After two days of debate and internal bickering, the U.S. Senate will vote Tuesday on a measure that would reform the National Security Agency's domestic surveillance program.
Senate Majority Leader Mitch McConnell has scheduled a vote on three amendments to the USA Freedom Act, which ends the NSA's massive collection of Americans' telephone data. The amendments, proposed by Senate Intelligence Committee chairman Richard Burr, include extending the bulk collection program from six months to one year -- twice the amount of time called for in the version of the bill the House overwhelmingly approved last month.
But two high-ranking members of the House Judiciary Committee, Republican chairman Bob Goodlatte and ranking Democrat John Conyers, issued a statement Monday rejecting the amendments.
"These amendments only serve to weaken the House-passed bill and postpone timely enactment of legislation that responsibly protects national security while enhancing civil liberty protections," wrote Goodlatte and Conyers. They warned the full House would not accept the changes if they are approved by the Senate, which would permanently end several provisions of the U.S. Patriot Act, passed by Congress after the September 11, 2001 terrorist attacks, that allowed the government's domestic surveillance program.
The provisions ended Sunday after the Senate failed to pass the House-approved measure, which would allow the NSA to request the telephone data from phone companies on a case-by-case basis.
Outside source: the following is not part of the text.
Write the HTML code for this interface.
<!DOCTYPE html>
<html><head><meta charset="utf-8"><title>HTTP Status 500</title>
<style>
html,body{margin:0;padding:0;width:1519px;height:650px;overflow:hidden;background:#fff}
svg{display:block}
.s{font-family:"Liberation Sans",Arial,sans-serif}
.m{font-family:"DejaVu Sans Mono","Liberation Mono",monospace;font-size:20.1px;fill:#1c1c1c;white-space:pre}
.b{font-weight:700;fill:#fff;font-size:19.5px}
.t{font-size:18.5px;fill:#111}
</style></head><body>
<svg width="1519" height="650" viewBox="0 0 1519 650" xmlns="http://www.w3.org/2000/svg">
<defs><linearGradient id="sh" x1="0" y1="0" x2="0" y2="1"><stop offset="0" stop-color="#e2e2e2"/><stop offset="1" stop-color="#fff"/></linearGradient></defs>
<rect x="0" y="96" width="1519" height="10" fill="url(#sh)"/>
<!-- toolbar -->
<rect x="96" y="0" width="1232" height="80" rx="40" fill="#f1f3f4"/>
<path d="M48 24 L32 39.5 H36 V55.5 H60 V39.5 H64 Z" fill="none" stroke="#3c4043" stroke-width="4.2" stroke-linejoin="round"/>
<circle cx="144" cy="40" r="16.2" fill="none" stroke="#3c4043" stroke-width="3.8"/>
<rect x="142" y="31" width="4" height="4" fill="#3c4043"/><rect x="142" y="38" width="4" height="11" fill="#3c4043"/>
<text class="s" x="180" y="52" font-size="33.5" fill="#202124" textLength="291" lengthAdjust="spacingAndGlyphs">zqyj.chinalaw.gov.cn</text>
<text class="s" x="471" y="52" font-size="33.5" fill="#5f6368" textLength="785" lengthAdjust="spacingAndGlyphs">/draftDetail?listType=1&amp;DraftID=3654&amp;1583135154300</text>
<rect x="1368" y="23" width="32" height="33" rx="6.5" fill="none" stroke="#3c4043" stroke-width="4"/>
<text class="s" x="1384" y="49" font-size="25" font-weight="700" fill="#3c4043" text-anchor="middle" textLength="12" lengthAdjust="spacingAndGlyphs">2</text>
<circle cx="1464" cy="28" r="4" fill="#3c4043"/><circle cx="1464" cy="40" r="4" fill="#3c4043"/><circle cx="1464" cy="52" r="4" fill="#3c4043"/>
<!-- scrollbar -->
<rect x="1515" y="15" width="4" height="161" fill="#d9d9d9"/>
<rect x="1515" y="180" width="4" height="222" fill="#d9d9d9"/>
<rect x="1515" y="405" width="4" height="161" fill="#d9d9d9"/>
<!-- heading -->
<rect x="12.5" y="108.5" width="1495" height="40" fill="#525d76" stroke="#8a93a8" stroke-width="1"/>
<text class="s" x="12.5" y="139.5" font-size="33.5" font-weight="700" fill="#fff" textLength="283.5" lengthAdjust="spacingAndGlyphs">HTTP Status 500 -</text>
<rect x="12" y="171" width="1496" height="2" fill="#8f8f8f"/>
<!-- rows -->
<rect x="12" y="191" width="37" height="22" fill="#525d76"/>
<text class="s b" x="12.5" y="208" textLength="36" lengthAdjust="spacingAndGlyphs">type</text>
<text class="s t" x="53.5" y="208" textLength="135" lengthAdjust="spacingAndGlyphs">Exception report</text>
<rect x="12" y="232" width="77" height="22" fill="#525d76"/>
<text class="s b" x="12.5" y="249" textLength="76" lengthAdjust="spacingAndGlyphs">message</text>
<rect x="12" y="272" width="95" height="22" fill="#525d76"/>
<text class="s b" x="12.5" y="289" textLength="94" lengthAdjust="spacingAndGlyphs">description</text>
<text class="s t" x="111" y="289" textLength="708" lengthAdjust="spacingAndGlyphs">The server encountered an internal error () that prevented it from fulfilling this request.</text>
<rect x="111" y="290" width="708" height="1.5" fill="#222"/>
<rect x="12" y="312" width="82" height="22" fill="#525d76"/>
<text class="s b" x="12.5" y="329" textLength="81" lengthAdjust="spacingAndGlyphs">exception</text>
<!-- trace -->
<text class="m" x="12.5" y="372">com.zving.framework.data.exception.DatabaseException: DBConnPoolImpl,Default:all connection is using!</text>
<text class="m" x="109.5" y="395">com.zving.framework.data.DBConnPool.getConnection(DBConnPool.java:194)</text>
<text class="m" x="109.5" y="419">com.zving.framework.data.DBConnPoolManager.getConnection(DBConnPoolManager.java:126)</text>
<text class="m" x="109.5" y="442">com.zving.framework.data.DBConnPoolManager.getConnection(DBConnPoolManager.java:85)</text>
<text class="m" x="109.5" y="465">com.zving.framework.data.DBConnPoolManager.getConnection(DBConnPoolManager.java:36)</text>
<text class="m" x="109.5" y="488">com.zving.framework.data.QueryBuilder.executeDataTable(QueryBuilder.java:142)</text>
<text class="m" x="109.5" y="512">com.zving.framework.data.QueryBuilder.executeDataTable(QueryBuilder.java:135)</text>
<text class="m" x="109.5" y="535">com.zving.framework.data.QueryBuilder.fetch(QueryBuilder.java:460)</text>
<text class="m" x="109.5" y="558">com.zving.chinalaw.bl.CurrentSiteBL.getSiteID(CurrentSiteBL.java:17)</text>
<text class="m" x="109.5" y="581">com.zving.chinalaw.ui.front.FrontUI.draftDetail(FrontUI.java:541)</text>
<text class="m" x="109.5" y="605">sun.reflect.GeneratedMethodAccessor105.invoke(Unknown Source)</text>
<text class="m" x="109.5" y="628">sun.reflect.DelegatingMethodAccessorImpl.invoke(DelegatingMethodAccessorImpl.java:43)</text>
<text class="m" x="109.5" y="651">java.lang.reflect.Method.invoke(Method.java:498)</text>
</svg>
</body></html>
The final vote has been blocked by Kentucky Republican Rand Paul, who is seeking the 2016 Republican presidential nomination. Paul has denounced the NSA program as a violation of Americans' privacy, and says the House bill does not go far enough in reforming it.
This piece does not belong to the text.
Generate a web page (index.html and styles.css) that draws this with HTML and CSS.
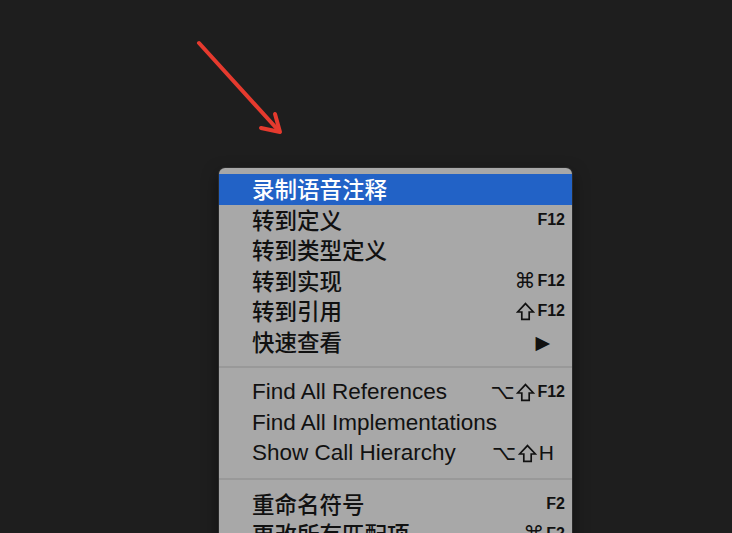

But Republican Senator John McCain, who lost the 2008 presidential election to President Barack Obama, said Paul "obviously has a higher priority for his fundraising and political ambitions than for the security of the nation."
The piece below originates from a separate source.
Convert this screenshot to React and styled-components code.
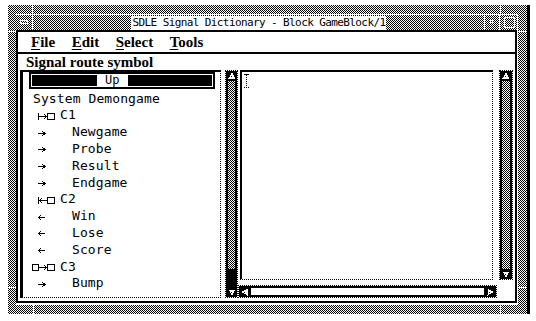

Obama has come out in support of the House's version of the USA Freedom Act. White House spokesman Josh Earnest told reporters Monday the legislative standoff has introduced unnecessary risk for the United States.
The telephone data collection from millions of calls was first revealed two years ago by former NSA contractor Edward Snowden, now living in asylum in Russia. It included phone numbers, the dates and duration of calls, but not the content.
Without the new authorization, the NSA also has been forced to at least temporarily shut down two other programs, including a "lone wolf" tracking provision that has never been used and a roaming wiretap program.